Die Welt reagiert schockiert. Die Feinde Israels sind nicht immer außerhalb des Landes zu suchen, nein auch im Inneren sind sie zu finden.
Mit diesem Buch verarbeitet Lea Rabin die Tragödie. Natürlich darf von der Ehefrau des Ermordeten keine objektive Betrachtung der Umstände erwartet werden. Dennoch gibt uns die Autorin guten Einblick in die Welt Israels.
In Rückblicken stellt sie uns beide Herkunftsfamilien vor:
Lea Schloßbergs Familie, immer schon zionistisch eingestellt, packt unmittelbar nach Hitlers Machtergreifung die Koffer und wandert nach Palästina aus.
Jitzchak Rabins Familie war bereits 1905 zuerst in die USA ausgewandert um dann nach Zwischenstationen als Freiwilliger im Ersten Weltkrieg in Jerusalem Fuß zu fassen.

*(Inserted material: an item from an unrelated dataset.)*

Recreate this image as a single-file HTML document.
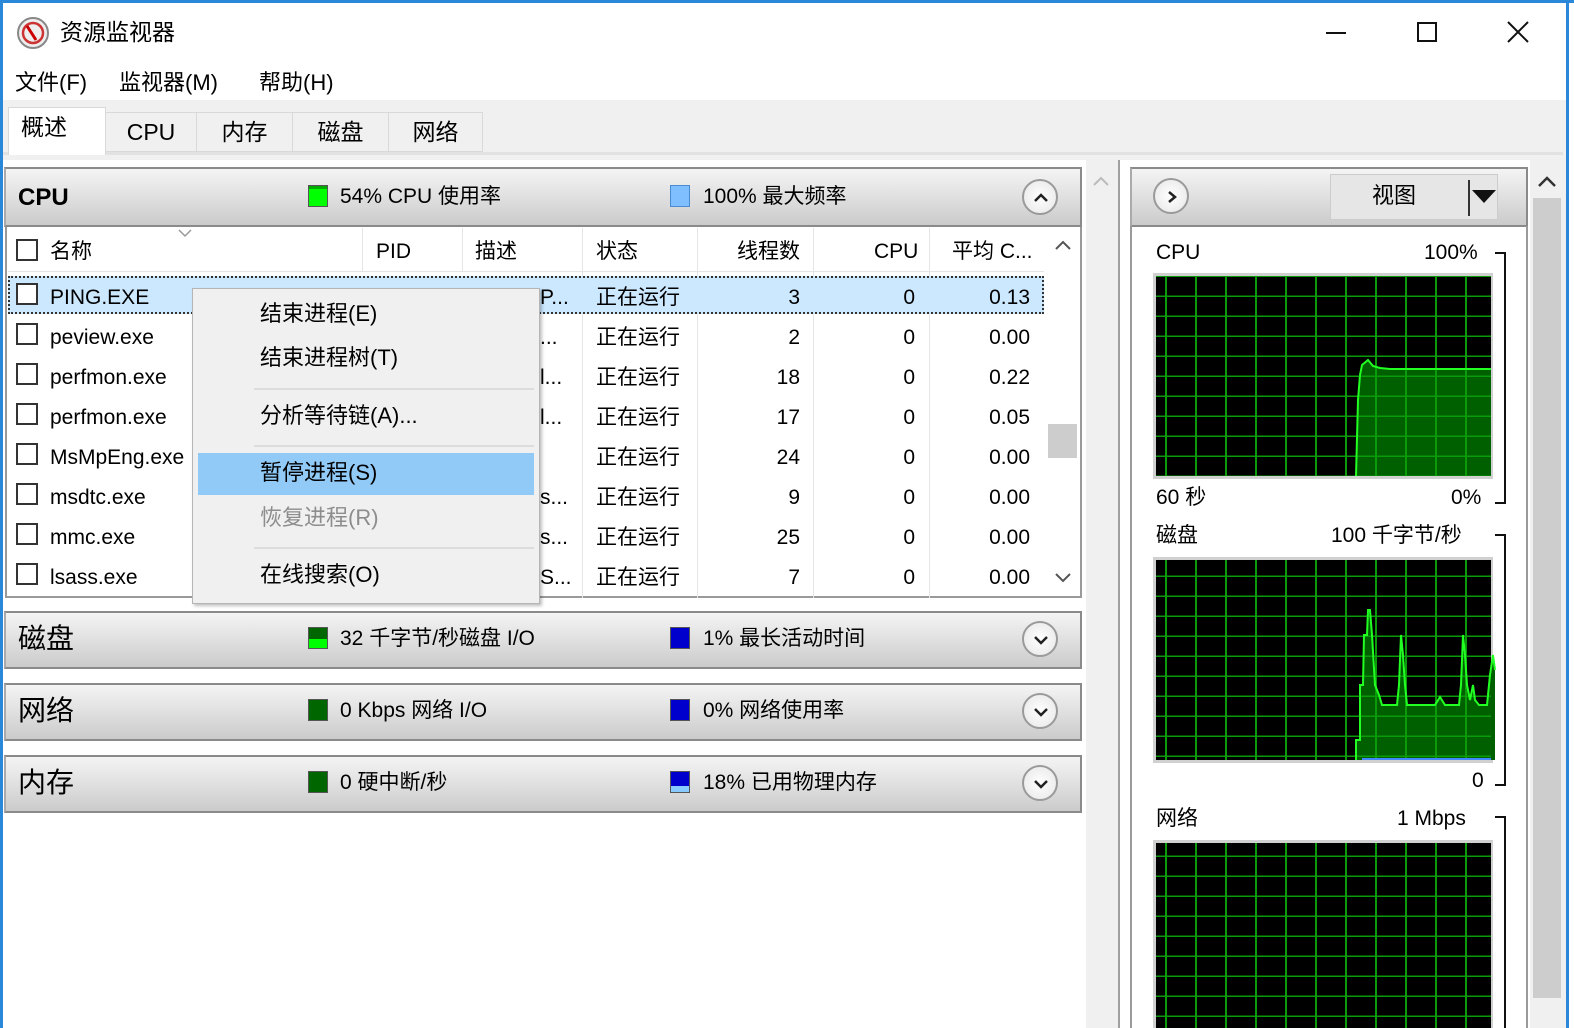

Lea und Jitzchak begegnen einander 1943 in Tel Aviv und heiraten 1948. Es ist eine Ironie des Schicksals, dass Jitzchak Rabin ausgerechnet in Tel Aviv ermordet wird.
Die Leser erhalten einen Einblick in jüdische Traditionen, die Geschichte des Landes und die ambivalente Haltung der Politik – egal ob Nahostpolitik der Europäer oder der USA oder der Innenpolitik Israels selbst.
Bei der Schilderung, wie ihr Jassir Arafat einen privaten Kondolenzbesuch abstattet (er ist wegen des zu großen Risikos zum Begräbnis nicht eingeladen), läuft mir ein kalter Schauer über den Rücken. Sehr nobel, sehr respektvoll - sowohl dem Toten als auch der Witwe gegenüber.
Manche Leser mögen der Autorin sachliche Distanziertheit beim Schreiben vorwerfen. Das empfinde ich nicht so - ich spüre vielmehr stilles Gedenken in dieser viel zu lauten Welt.
Mit Lea Rabin ist die letzte Kämpferin für ein friedliches Zusammenleben zwischen Israelis und Arabern im heiß umkämpften Palästina gestorben.
Sie ist den Friedensweg ihres Mannes trotz Anfeindungen weitergegangen. Schalom!
Den aktuellen Politikern ist die Friedensmission keine Herzensangelegenheit mehr.